#### Stated problem
State how many lines in the listing below include the word "this", and add nothing besides the number.

========================

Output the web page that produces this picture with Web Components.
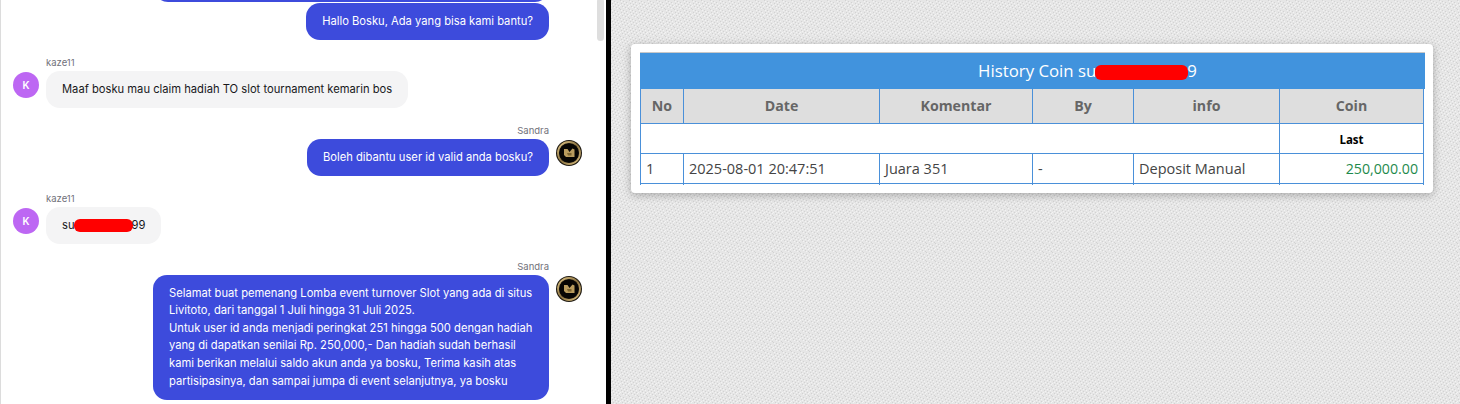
<!DOCTYPE html>
<html><head><meta charset="utf-8">
<style>
html,body{margin:0;padding:0;height:404px;overflow:hidden;background:#fff}
body{font-family:Inter,"Liberation Sans",sans-serif}
</style></head>
<body>
<split-view>
  <chat-panel slot="left">
    <chat-msg side="out" class="first"><span>&nbsp;</span></chat-msg>
    <chat-msg side="out" gap="1">Hallo Bosku, Ada yang bisa kami bantu?</chat-msg>
    <chat-msg side="in" name="kaze11">Maaf bosku mau claim hadiah TO slot tournament kemarin bos</chat-msg>
    <chat-msg side="out" name="Sandra" avatar>Boleh dibantu user id valid anda bosku?</chat-msg>
    <chat-msg side="in" name="kaze11">su<redact-blob style="--w:59px;--h:13px;--mx:-1px -1px -1px -1px"></redact-blob>99</chat-msg>
    <chat-msg side="out" name="Sandra" avatar wide>Selamat buat pemenang Lomba event turnover Slot yang ada di situs Livitoto, dari tanggal 1 Juli hingga 31 Juli 2025.<br>Untuk user id anda menjadi peringkat 251 hingga 500 dengan hadiah yang di dapatkan senilai Rp. 250,000,- Dan hadiah sudah berhasil kami berikan melalui saldo akun anda ya bosku, Terima kasih atas partisipasinya, dan sampai jumpa di event selanjutnya, ya bosku</chat-msg>
  </chat-panel>
  <history-card slot="right"></history-card>
</split-view>
<script>
function def(name, css, html, init){
  customElements.define(name, class extends HTMLElement{
    constructor(){super();const s=this.attachShadow({mode:'open'});s.innerHTML='<style>'+css+'</style>'+(typeof html==='function'?html(this):html);}
    connectedCallback(){ if(init) init(this); }
  });
}
const tile="data:image/svg+xml,"+encodeURIComponent(`<svg xmlns="http://www.w3.org/2000/svg" width="9" height="9" shape-rendering="crispEdges"><rect width="9" height="9" fill="#e6e6e6"/>
<g fill="#d2d2d2"><rect x="0" y="0" width="1" height="1"/><rect x="3" y="1" width="1" height="1"/><rect x="6" y="2" width="1" height="1"/><rect x="1" y="3" width="1" height="1"/><rect x="4" y="4" width="1" height="1"/><rect x="7" y="5" width="1" height="1"/><rect x="2" y="6" width="1" height="1"/><rect x="5" y="7" width="1" height="1"/><rect x="8" y="8" width="1" height="1"/></g>
<g fill="#f3f3f3"><rect x="1" y="1" width="1" height="1"/><rect x="4" y="2" width="1" height="1"/><rect x="7" y="3" width="1" height="1"/><rect x="2" y="4" width="1" height="1"/><rect x="5" y="5" width="1" height="1"/><rect x="8" y="6" width="1" height="1"/><rect x="3" y="7" width="1" height="1"/><rect x="6" y="8" width="1" height="1"/><rect x="0" y="5" width="1" height="1"/></g></svg>`);

def('split-view',`
:host{display:flex;width:1460px;height:404px;overflow:hidden}
.l{width:606px;flex:none;height:404px;overflow:hidden}
.d{width:5px;flex:none;background:#000}
.r{flex:1;min-width:0;height:404px;padding:44px 27px 0 20px;box-sizing:border-box;background:#e6e6e6 url("${tile}")}
`,`<div class="l"><slot name="left"></slot></div><div class="d"></div><div class="r"><slot name="right"></slot></div>`);

def('chat-panel',`
:host{display:block;position:relative;height:404px;box-sizing:border-box;background:#fff;border-left:1px solid #dcdcdc;overflow:hidden;padding:0 57px 0 12px}
.thumb{position:absolute;top:-2px;left:596px;width:7px;height:43px;border-radius:4px;background:#dedede;box-shadow:0 0 0 1px #fff}
`,`<slot></slot><div class="thumb"></div>`);

const logo=`<svg width="26" height="26" viewBox="0 0 26 26"><defs><linearGradient id="g" x1="0" y1="0" x2="1" y2="1"><stop offset="0" stop-color="#e3c888"/><stop offset=".5" stop-color="#8a7240"/><stop offset="1" stop-color="#dcc080"/></linearGradient></defs><circle cx="13" cy="13" r="13" fill="#1d1810"/><circle cx="13" cy="13" r="11" fill="none" stroke="url(#g)" stroke-width="1.8"/><circle cx="13" cy="13" r="9.6" fill="#070604"/><path d="M8 9 H11.5 L13.5 12 L16.5 8.5 L18.5 9.5 V17 H10 L8 15Z" fill="#b99c5e"/><path d="M11 13h4.5v2.5H12z" fill="#7c6531"/></svg>`;

def('chat-msg',`
:host{display:block;margin-top:16px}
:host(.first){margin-top:-35px}
:host([gap]){margin-top:1px}
.name{font-size:9.5px;line-height:12px;color:#71717a;padding:1px 0 2px 33px}
.row{display:flex;align-items:flex-start;gap:7px}
.av{flex:none;width:26px;height:26px;border-radius:50%;margin-top:1px}
.k{background:#bd67f3;color:#fff;font-size:10px;font-weight:600;display:flex;align-items:center;justify-content:center;}
.b{font-size:11.2px;line-height:17.6px;padding:9.7px 16px;border-radius:14px;box-sizing:border-box;}
:host([side=in]) .b{background:#f4f4f5;color:#18181b}
:host([side=out]) .b{background:#3d4bdc;color:#fff}
:host([side=out]) .row{justify-content:flex-end;position:relative}
:host([side=out]) .name{text-align:right;padding:1px 0 2px 0;}
:host([wide]) .b{width:396px}
:host(.first) .b{width:395px}
svg{display:block}
.avx{position:absolute;left:calc(100% + 7px);top:1px}
`,(h)=>{
  const side=h.getAttribute('side'),name=h.getAttribute('name'),av=h.hasAttribute('avatar');
  const nm=name?`<div class="name">${name}</div>`:'';
  if(side==='in')return `${nm}<div class="row"><div class="av k">K</div><div class="b"><slot></slot></div></div>`;
  return `${nm}<div class="row"><div class="b"><slot></slot></div>${av?`<div class="avx">${logo}</div>`:''}</div>`;
});

def('redact-blob',`:host{display:inline-block;width:var(--w);height:var(--h);background:#f00;border-radius:6px;vertical-align:middle;margin:var(--mx,0)}`,``);

def('history-card',`
:host{display:block;width:802px;height:149px;box-sizing:border-box;padding:8px 9px 0 9px;background:#fff;border-radius:4px;box-shadow:0 2px 8px rgba(0,0,0,.28);font-family:"Open Sans","Noto Sans",sans-serif}
.t{height:36px;background:#4193dd;color:#fff;font-size:16.8px;line-height:36px;text-align:center;border-top:1px solid #c8c8c8;padding-left:110px;margin-right:-1px;white-space:nowrap}
.blob{display:inline-block;width:93px;height:15px;border-radius:6px;background:#f00;vertical-align:-3px;margin-left:-1px;margin-right:-1px}
table{border-collapse:collapse;table-layout:fixed;width:784px;font-size:14.5px;color:#444}
td,th{border:1px solid #4a90d9;padding:0;height:29px;box-sizing:border-box}
th{background:#dedede;color:#666;font-size:14.2px;font-weight:700;text-align:center;height:34px;border-top:0}
td{padding:0 5px;color:#444}
td.last{font-size:11.5px;font-weight:700;color:#000;text-align:center;padding-top:2px}
td.coin{text-align:right;color:#1e8a4c;font-size:14.2px}
tr.tail td{height:1px;padding:0;font-size:0;line-height:0;border-top:0;border-bottom:0}
`,`<div class="t">History Coin su<span class="blob"></span>9</div>
<table>
<colgroup><col style="width:43px"><col style="width:196px"><col style="width:153px"><col style="width:101px"><col style="width:146px"><col style="width:144px"></colgroup>
<tr><th>No</th><th>Date</th><th>Komentar</th><th>By</th><th>info</th><th>Coin</th></tr>
<tr style="height:30px"><td colspan="5"></td><td class="last">Last</td></tr>
<tr style="height:30px"><td>1</td><td>2025-08-01 20:47:51</td><td>Juara 351</td><td>-</td><td>Deposit Manual</td><td class="coin">250,000.00</td></tr>
<tr class="tail"><td></td><td></td><td></td><td></td><td></td><td></td></tr>
</table>`);
</script>
</body></html>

========================

#### The output
3